Indeed, equity need not be resource intensive nor does it need to reward those who are already privileged. There is a weird phenomenon in Kenya which illustrates how equality is not usually justice. The Older Persons Cash Transfer Program ( for seventy and above) is a social protection program that is supposed to cushion old people without a source of income from extreme poverty and want.

 

The irony is that pensioners, some of whom have investments to boot and have an income much better than the average working class Kenyan, also receive these funds. This is totally unnecessary!

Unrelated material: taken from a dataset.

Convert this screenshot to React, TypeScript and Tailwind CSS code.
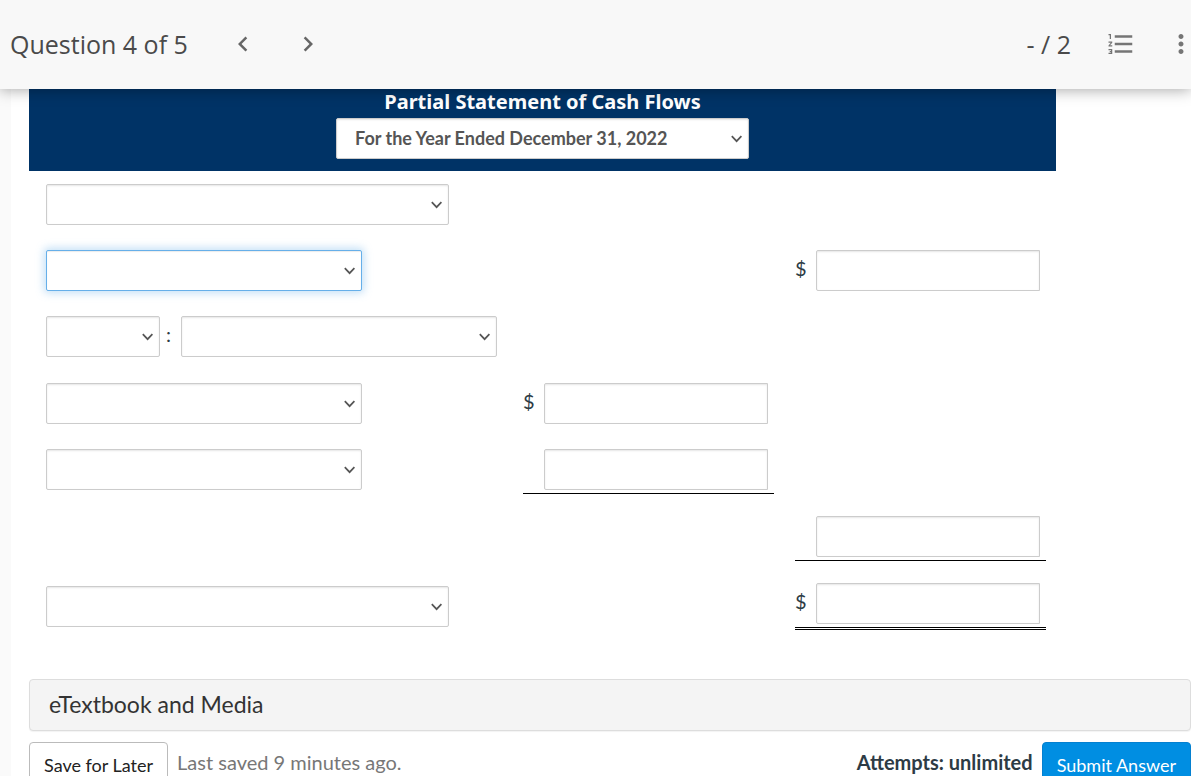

This is one of the ways in equality becomes resource heavy and in the end doesn’t even achieve equity.

 

Elderly people being sensitized on the Older Persons Cash Transfer Program in Kenya Photo|Nation Media Group


The fact that social justice means everyone’s human rights are respected, protected, and promoted, is probably a reason many far right conservatives find it a repulsive concept given that it takes into account not just respecting and protecting but also promoting the rights of everyone. That is scary if you are conservative. Implicit, in addition to seeking fairness for the less privileged, is the idea of promoting the sticky issues of sexual and reproductive rights and this might be a pill too bitter to swallow. The inclusive nature of social justice may be problematic but there is a higher calling to love the unlovable, whatever your definition of what  ‘love’ and the ‘unlovable’ is.

 

Ultimately, we each to have grapple with the idea that the more unequal the society gets, the less pleasant it is to live in. Your affluent neighborhood next to a ghetto isn’t any more secure than the ghetto because if there is no peace and security there, there will be no peace and security for all of us.

 

Even if we erect high walls with electric fences at the top to boot and add security cameras, we do not live in isolation. The immediate problems, difficulties and even danger the less privileged among us may not hit us but there is a ripple effect. Poor neighborhoods next to affluent ones bring the property values down. Poor public health systems mean you have dig deeper into your pockets or do difficult fundraising to access good health care when serious disease strikes.

 


Some solutions to these gaps do not need to be resource heavy. For instance, the gender pay gap that has negatively affected women can be addressed especially at the company or industry level. Governments need to address wastage and corruption that bleed out billions from different countries’ economies to provide for the necessary social services in order to protect, promote and fulfil the economic and social rights whose deprivation are some of the root causes of extreme poverty.

 





Acknowledge your privilege Photo by Jon Tyson|Unsplash


Is a more socially just society a pie in the sky impossible to achieve? Not really. Remember the tall guy on a box, just like the short guy? That sketch is also an illustration of greed, where the rich get richer when you try to give everyone the same resources.

 

Barriers such as greed, discrimination, prejudice and denial to access can be brought down and they do not have to be costly.

 

Countries that have adopted social protection policies and have tamed corruption have been able to achieve better outcomes for lives. This is possible, not utopian.

 

Sadly currently Mark Abraham’s iteration of Froehle's meme is the stark reality for most societies.